Power of nature: The power and unpredictability of nature can’t be underestimated and we’ve since seen similar storms in Corsica and elsewhere. While being without a working engine it is difficult to see what we could have done differently in the circumstances we found ourselves in. It is a good reminder that even if you sail everywhere, a working motor is a useful safety device for getting yourself out of difficulties.
Call for help: As sailors we are used to being self-reliant, and don’t always like the idea of calling for help. Doing so before a situation deteriorates, however, increases the likelihood that the situation can be resolved successfully
Accepting a tow: We are very grateful for the skill and assistance of the Turkish Coastguard. Thanks also to Setur Marinas Ayvalik and Viya Marin. Knowing how to accept and rig a tow, and having deck gear that you know is up to the job makes a big difference. A tow breaking underway could spell a world of problems
Self-preservation: Put on your foul weather gear and life jacket in a storm! It’s no use otherwise and you can get cold quickly even when the water and the air are both warm.

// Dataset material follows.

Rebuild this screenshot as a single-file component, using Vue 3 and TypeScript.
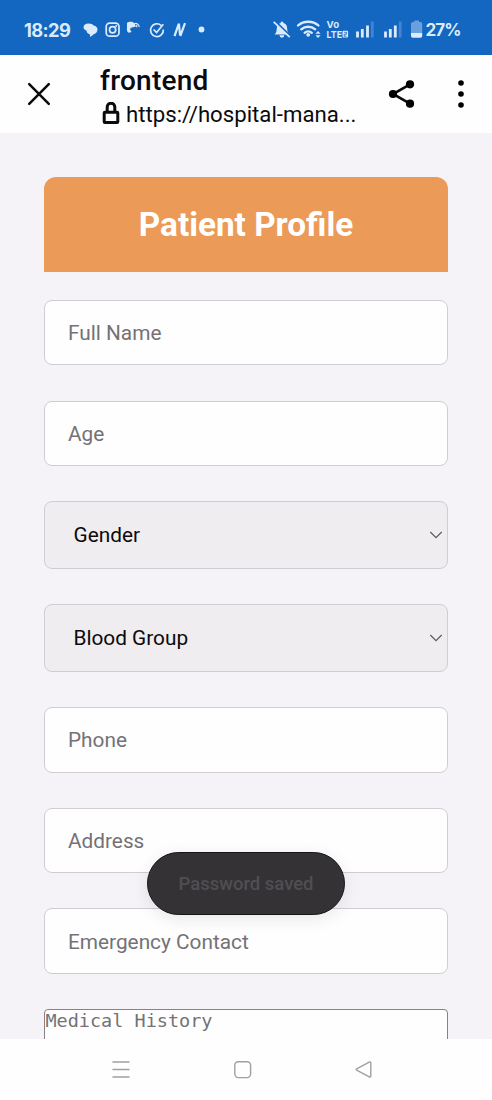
<script setup lang="ts">
interface Field {
  id: string
  label: string
  kind: 'input' | 'select' | 'textarea'
}

const fields: Field[] = [
  { id: 'name', label: 'Full Name', kind: 'input' },
  { id: 'age', label: 'Age', kind: 'input' },
  { id: 'gender', label: 'Gender', kind: 'select' },
  { id: 'blood', label: 'Blood Group', kind: 'select' },
  { id: 'phone', label: 'Phone', kind: 'input' },
  { id: 'address', label: 'Address', kind: 'input' },
  { id: 'emergency', label: 'Emergency Contact', kind: 'input' },
  { id: 'history', label: 'Medical History', kind: 'textarea' },
]
</script>

<template>
  <div class="screen">
    <header class="status">
      <span class="clock">18:29</span>
      <svg class="status-left" width="126" height="22" viewBox="82 19 126 22">
        <path class="fill" d="M88.500 23.500c2.500 0 4.300.8 5.300 2 2.200.6 3.700 2 3.700 4 0 2.200-1.400 4-3.700 4.700L90.200 37l-.4-2.700c-2-.6-3.200-2-3.300-3.900-1.800-.6-3-1.700-3-3.200 0-2.200 2.200-3.700 5-3.700z" />
        <rect class="line" x="106.200" y="23.200" width="12.800" height="13" rx="3.500" />
        <circle class="line" cx="112.600" cy="29.700" r="3.100" />
        <circle class="fill" cx="116.200" cy="26" r="1" />
        <path class="fill" d="M127 22.800c2-1.500 6-1.600 7.500.6l1.500 3-5.200 1.400-.8 2 1.700 2.200-2.900.8c-2-.8-2-3-1.800-5z" />
        <path class="line thin" d="M133.500 24.500c2.500-2 5.500-1 5.700 2.500M136.700 27.300v-2.500" />
        <path class="line" d="M161.300 25.500a6.400 6.400 0 1 0 2 4M153.600 29.500l3 3 6.700-8.200" />
        <path class="line heavy" d="M174.500 36.200 178.700 24M178.900 23.500l1.200 12M180.300 36l4.700-12.800" />
        <circle class="fill" cx="201.500" cy="29.500" r="2.900" />
      </svg>
      <svg class="status-right" width="152" height="24" viewBox="271 18 152 24">
        <path class="fill" d="M274.500 34.600c2.600-2 2-5.500 2.600-8 .7-2.100 2.200-3.200 3.500-3.500.4-2 2.500-2 2.900 0 3 .8 3.700 3.500 3.700 6 0 2.400.8 3.800 2.200 5.500z" />
        <path class="fill" d="M279.500 35.300h4.800a2.400 2.400 0 0 1-4.800 0z" />
        <path class="slash" d="m275.500 22 15 14.500" />
        <path class="line" d="m273.700 21.800 16 15.400" />
        <path class="wifi" d="M298 25.500c5.800-5 14.700-5 20.500 0M301.200 29.300c4-3.400 10-3.400 14 0M304.600 32.800c2-1.700 5.200-1.700 7.200 0" />
        <circle class="fill" cx="308.200" cy="34.800" r="1.900" />
        <path class="fill" d="m318 31 2.600 2.800h-5.200zM318 37.900l-2.600-2.700h5.200z" />
        <text class="badge" x="326.600" y="28.300" textLength="12.500" lengthAdjust="spacingAndGlyphs">Vo</text>
        <text class="badge" x="326.600" y="37.500" textLength="15.500" lengthAdjust="spacingAndGlyphs">LTE</text>
        <rect class="fill" x="342.500" y="30.800" width="5.600" height="6.700" rx="1" />
        <path class="digit" d="M344.200 32.300h2.300v1.900h-2.300v2h2.300" />
        <path class="bars" d="M357.500 37.500v-6M362.300 37.500v-8.500M367.500 37.500V25.500M385.500 37.500v-6M390.300 37.500v-8.500M395.300 37.500V25.500" />
        <path class="bars dim" d="M372.300 37.500V21.500M400.200 37.500V21.500" />
        <path class="dim-fill" d="M412.800 22h1.500v-1.500h4.700V22h1.500q1.700 0 1.700 1.700V33H411v-9.300q0-1.700 1.800-1.700z" />
        <path class="fill" d="M411 33h11.200v3q0 1.700-1.700 1.700h-7.700q-1.800 0-1.800-1.700z" />
      </svg>
      <span class="percent">27%</span>
    </header>

    <div class="toolbar">
      <svg class="close" width="26" height="26" viewBox="0 0 26 26"><path d="m3.200 3.200 19.600 19.600M22.800 3.200 3.200 22.800" /></svg>
      <div class="site">
        <div class="site-title">frontend</div>
        <div class="site-url">
          <svg width="18" height="24" viewBox="0 0 18 24">
            <path class="shackle" d="M5.200 9.500V5a3.800 3.800 0 0 1 7.600 0v4.500" />
            <rect class="lock-body" x="2.200" y="10.300" width="13.600" height="10.200" rx=".7" />
          </svg>
          <span>https://hospital-mana...</span>
        </div>
      </div>
      <svg class="share" width="28" height="30" viewBox="0 0 28 30">
        <path d="M22 5.300 5 15l17 9.700" />
        <circle cx="22" cy="5.300" r="4.100" /><circle cx="5" cy="15" r="4.100" /><circle cx="22" cy="24.700" r="4.100" />
      </svg>
      <svg class="more" width="8" height="30" viewBox="0 0 8 30">
        <circle cx="4" cy="4" r="2.800" /><circle cx="4" cy="15" r="2.800" /><circle cx="4" cy="26" r="2.800" />
      </svg>
    </div>

    <main class="page">
      <h1>Patient Profile</h1>
      <div class="form">
        <div v-for="field in fields" :key="field.id" class="field" :class="field.kind">
          <span>{{ field.label }}</span>
          <svg v-if="field.kind === 'select'" width="14" height="10" viewBox="0 0 14 10"><path d="m1.300 2 5.700 5.700L12.700 2" /></svg>
        </div>
      </div>
    </main>

    <nav class="nav">
      <svg width="20" height="20" viewBox="0 0 20 20"><path d="M1.500 2h17M1.500 9.500h17M1.500 17h17" /></svg>
      <svg width="20" height="20" viewBox="0 0 20 20"><rect x="1.800" y="1.800" width="15.800" height="15.800" rx="3.500" /></svg>
      <svg width="20" height="20" viewBox="0 0 20 20"><path d="M15.200 2.200 2.700 8.900q-1 .6 0 1.200l12.500 6.700q1.600.7 1.600-.9V3.100q0-1.600-1.600-.9z" /></svg>
    </nav>

    <div class="toast">Password saved</div>
  </div>
</template>

<style>
body {
  margin: 0;
}
</style>

<style scoped>
.screen {
  position: relative;
  display: flex;
  flex-direction: column;
  width: 492px;
  height: 1100px;
  overflow: hidden;
  background: #fefefe;
  font-family: Roboto, "Noto Sans", sans-serif;
  color: #0b0a0d;
}
.screen svg {
  flex: none;
  display: block;
}
.status {
  display: flex;
  align-items: center;
  flex: none;
  box-sizing: border-box;
  height: 55px;
  padding: 5px 0 0 24px;
  background: #1367c1;
  color: #dcebfc;
}
.clock {
  width: 58px;
  font: 700 18.3px/22px Inter, sans-serif;
  letter-spacing: -0.6px;
}
.status-right {
  margin-left: 63px;
}
.percent {
  margin-left: 2.500px;
  font: 700 17px/22px Inter, sans-serif;
  letter-spacing: -0.9px;
}
.fill {
  fill: #dcebfc;
}
.line {
  fill: none;
  stroke: #dcebfc;
  stroke-width: 1.700;
}
.thin {
  stroke-width: 1.200;
}
.heavy {
  stroke-width: 2.200;
}
.slash {
  stroke: #1367c1;
  stroke-width: 2.500;
}
.wifi {
  fill: none;
  stroke: #dcebfc;
  stroke-width: 2.300;
  stroke-linecap: round;
}
.badge {
  font: 700 9.500px Inter, sans-serif;
  fill: #dcebfc;
}
.digit {
  fill: none;
  stroke: #1367c1;
  stroke-width: 0.8;
}
.bars {
  stroke: #dcebfc;
  stroke-width: 2.800;
}
.bars.dim {
  stroke: #3f85d3;
}
.dim-fill {
  fill: #6aa0df;
}
.toolbar {
  display: flex;
  align-items: center;
  flex: none;
  height: 78px;
  padding-left: 26px;
}
.close path {
  stroke: #0b0a0d;
  stroke-width: 2.500;
  stroke-linecap: round;
}
.site {
  width: 288px;
  margin-left: 48px;
  padding-top: 6px;
}
.site-title {
  font-size: 28px;
  font-weight: 500;
  line-height: 34px;
  letter-spacing: 0.25px;
}
.site-url {
  display: flex;
  align-items: center;
  gap: 6px;
  height: 32px;
  padding-left: 2px;
  font-size: 22.200px;
  white-space: nowrap;
}
.shackle,
.lock-body {
  fill: none;
  stroke: #0b0a0d;
  stroke-width: 3;
}
.share path {
  fill: none;
  stroke: #0b0a0d;
  stroke-width: 2.600;
}
.more {
  margin-left: 41px;
}
.page {
  flex: none;
  box-sizing: border-box;
  height: 906px;
  padding: 44.400px 44.400px 0 44.400px;
  overflow: hidden;
  background: #f5f3f7;
}
h1 {
  height: 94.600px;
  margin: 0;
  border-radius: 12px 12px 0 0;
  background: #eb9b57;
  color: #fff;
  font-size: 33.300px;
  font-weight: 700;
  line-height: 96px;
  text-align: center;
}
.form {
  display: flex;
  flex-direction: column;
  gap: 35.200px;
  padding-top: 28px;
}
.field {
  display: flex;
  align-items: center;
  justify-content: space-between;
  flex: none;
  box-sizing: border-box;
  height: 65.500px;
  padding: 0.600px 4px 0 22.600px;
  border: 1.500px solid #cfcdd2;
  border-radius: 8px;
  background: #fefefe;
  color: #747276;
  font-size: 20.800px;
}
.field.select {
  height: 67.700px;
  padding-top: 0;
  padding-left: 28.100px;
  background: #efedf0;
  color: #0b0a0d;
}
.field.select path {
  fill: none;
  stroke: #5c5a5f;
  stroke-width: 1.200;
}
.field.textarea {
  align-items: flex-start;
  height: 110px;
  padding: 0;
  border-color: #858388;
  border-radius: 4px;
  font: 18.500px/22px "DejaVu Sans Mono", monospace;
}
.nav {
  display: flex;
  flex: 1;
  align-items: center;
  justify-content: space-between;
  padding: 0 118px 0 111px;
}
.nav path,
.nav rect {
  fill: none;
  stroke: #a09fa1;
  stroke-width: 1.400;
}
.toast {
  position: absolute;
  top: 852px;
  left: 147px;
  box-sizing: border-box;
  width: 198px;
  height: 63px;
  border: 1px solid #151417;
  border-radius: 32px;
  background: #343235;
  box-shadow: 0 4px 16px rgba(40, 35, 50, 0.1);
  color: #504e52;
  font-size: 18.500px;
  font-weight: 500;
  line-height: 63px;
  text-align: center;
}
</style>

Stay on board: Unless the boat sank beneath our feet, we were resolved to stay on board. While we had a life raft, getting into the water would have been far riskier, particularly when we could see so little in the darkness
Anchor setting: It goes without saying to ensure you check your anchor setting every time, but this was difficult for us with no engine. We put out two anchors, but perhaps we could also have put a line ashore. Perhaps it would have been possible to back her up on the main sail to check the anchor setting. In other circumstances, we would have anchored or moored elsewhere.